Il 16 maggio esce ‘Oro’. L’ex nuotatrice azzurra: “La condizione ideale per gareggiare era sentirmi un animale braccato”

Federica Pellegrini all'Auditorium di Roma lo scorso 28 gennaio

Roma, 15 maggio 2023 – Tenacia, sacrificio, perseveranza. Ma anche dolore, fragilità, vulnerabilità. Sono tratti che convivono in Federica Pellegrini, l’ex nuotatrice trentaquattrenne, tra i personaggi sportivi più amati d’Italia. Quegli stessi tratti che nel corso della sua carriera agonistica l’hanno guidata verso i suoi innumerevoli successi sono anche gli stessi che, in diversi periodi della sua vita, l’hanno spinta sull'orlo del baratro. 

Dei suoi lati più bui ne racconta nella sua autobiografia ‘Oro’, edita da La Nave di Teseo, in uscita domani 16 maggio in tutte le librerie. Dalle cui pagine emerge non solo ‘la Pellegrini’, l’atleta che in ogni suo movimento, in acqua e fuori, trasuda potenza allo stato puro, ma anche Federica, l’essere umano dietro alla facciata.

I problemi di bulimia

Dettagli inediti del suo vissuto, come la confessione dei problemi di bulimia di quand’era ancora minorenne ma già nota.

“La sera, dopo aver mangiato tutto quello che potevo durante il giorno, vomitavo. Lo facevo sistematicamente, ogni sera prima di andare a dormire, quando il ricordo di tutto il cibo ingurgitato aumentava il senso di colpa. Vomitare era un po’ come ripulirsi la coscienza e anche la mia maniera di metabolizzare il dolore. Si chiama bulimia ma io non lo sapevo. La bulimia per me non era il problema, era la soluzione. Il mio modo di dimagrire senza sacrifici mangiando tutto quello che volevo”, confessa nel libro. Un periodo difficile in seguito al trasferimento a Milano, subito dopo il Mondiale di Montreal, nel 2005.

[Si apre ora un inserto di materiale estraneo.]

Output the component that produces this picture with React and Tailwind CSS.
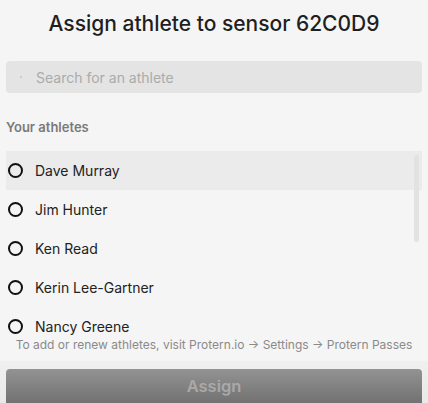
import React from 'react';

const athletes = ['Dave Murray', 'Jim Hunter', 'Ken Read', 'Kerin Lee-Gartner', 'Nancy Greene', 'Steve Podborski'];

const App = () => {
  return (
    <div
      className="w-[428px] h-[403px] overflow-hidden bg-[#f5f5f5] flex flex-col"
      style={{ fontFamily: 'Inter, "Noto Sans", sans-serif' }}
    >
      <h1 className="shrink-0 pt-[10px] h-[48px] text-center text-[21px] font-medium text-[#1f1f1f] leading-[28px]">
        Assign athlete to sensor 62C0D9
      </h1>

      <div className="shrink-0 mx-[6px] mt-[13px] h-[32px] rounded-[4px] bg-[#e4e4e4] flex items-center">
        <span className="ml-[14px] w-[2px] h-[2px] rounded-full bg-[#c4c4c4]" />
        <span className="ml-[14px] text-[14px] text-[#ababab]">Search for an athlete</span>
      </div>

      <div className="shrink-0 mt-[25px] px-[6px] text-[13px] font-semibold text-[#7a7a7a] leading-[18px]">
        Your athletes
      </div>

      <div className="shrink-0 relative mt-[15px] h-[186px] overflow-hidden">
        <ul className="flex flex-col">
          {athletes.map((name, i) => (
            <li
              key={name}
              className={
                'shrink-0 mx-[6px] h-[39px] flex items-center ' +
                (i === 0 ? 'bg-[#ebebeb]' : '')
              }
            >
              <span className="ml-[2px] w-[15px] h-[15px] rounded-full border-2 border-[#111]" />
              <span className="ml-[12px] text-[14px] text-[#222]">{name}</span>
            </li>
          ))}
        </ul>
        <div className="absolute left-[414px] top-[4px] w-[5px] h-[87px] rounded-full bg-[#e2e2e2]" />
      </div>

      <div className="shrink-0 text-center whitespace-nowrap text-[12px] text-[#8a8a8a] leading-[16px]">
        To add or renew athletes, visit Protern.io → Settings → Protern Passes
      </div>

      <div className="shrink-0 mt-[8px] h-[60px] bg-gradient-to-b from-[#f0f0f0] to-[#e6e6e6] px-[6px] pt-[8px]">
        <button className="w-full h-[40px] rounded-t-[4px] bg-gradient-to-b from-[#939393] to-[#6c6c6c] text-[16.5px] font-semibold text-[#a9a9a9] pb-[6px]">
          Assign
        </button>
      </div>
    </div>
  );
};

export default App;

Vomitare come rimedio, “la mia medicina per smettere di essere la donna che gli altri vedevano e che non ero io”, come scrive la fuoriclasse.

L’atleta e la ‘femme fatale’

Un corpo che non riusciva a guardare, ad accettare. Una condizione conosciuta come ‘dismorfia’, che la fece vergognare di quel servizio fotografico di fine 2004, quando apparve nella copertina di SportWeek. Gérard Rancinan la immortalò in costume da bagno e parrucca bionda, gioielli e trucco da maschera veneziana. 

"Vorrei coprirle in qualche modo, soprattutto quelle con il bikini in cui non vedo altro che i rotoli di grasso sulla pancia. Le pose languide, la seduzione, vorrei solo sprofondare, sparire, morire. E invece tutti mi guardano, è pieno di gente che vede quella che a me sembra una povera ragazzina grassa e brufolosa, truccata come una puttana, mezza nuda. Io sono un'atleta, perché mi hanno trasformato in una femme fatale?” racconta Pellegrini.

La forza del lupo 

Difficoltà e insicurezze che non hanno oscurato la luce delle sue vittorie, conquistate famelicamente, con la stessa attitudine di un “animale braccato”.

“Le gare non sono mai state una passeggiata per me, ma quella lotta all’ultimo respiro io la cercavo. Se capivo di dover entrare in acqua e combattere alla morte, l’adrenalina mi scorreva ed ero felice. La condizione ideale per gareggiare era sentirmi un animale braccato. La sera prima di una gara quasi non mangiavo. Era la tensione, certo, ma anche un modo di prepararsi all’assalto, come il lupo che prima di andare a caccia per affrontare la lotta digiuna, dimagrisce". 

Duecento pagine che racchiudono un’avventura sportiva ventennale, dall’esordio nel 2001 al ritiro, il 30 novembre 2021, e insieme un viaggio interiore in cui la nuotatrice sceglie di mettersi a nudo.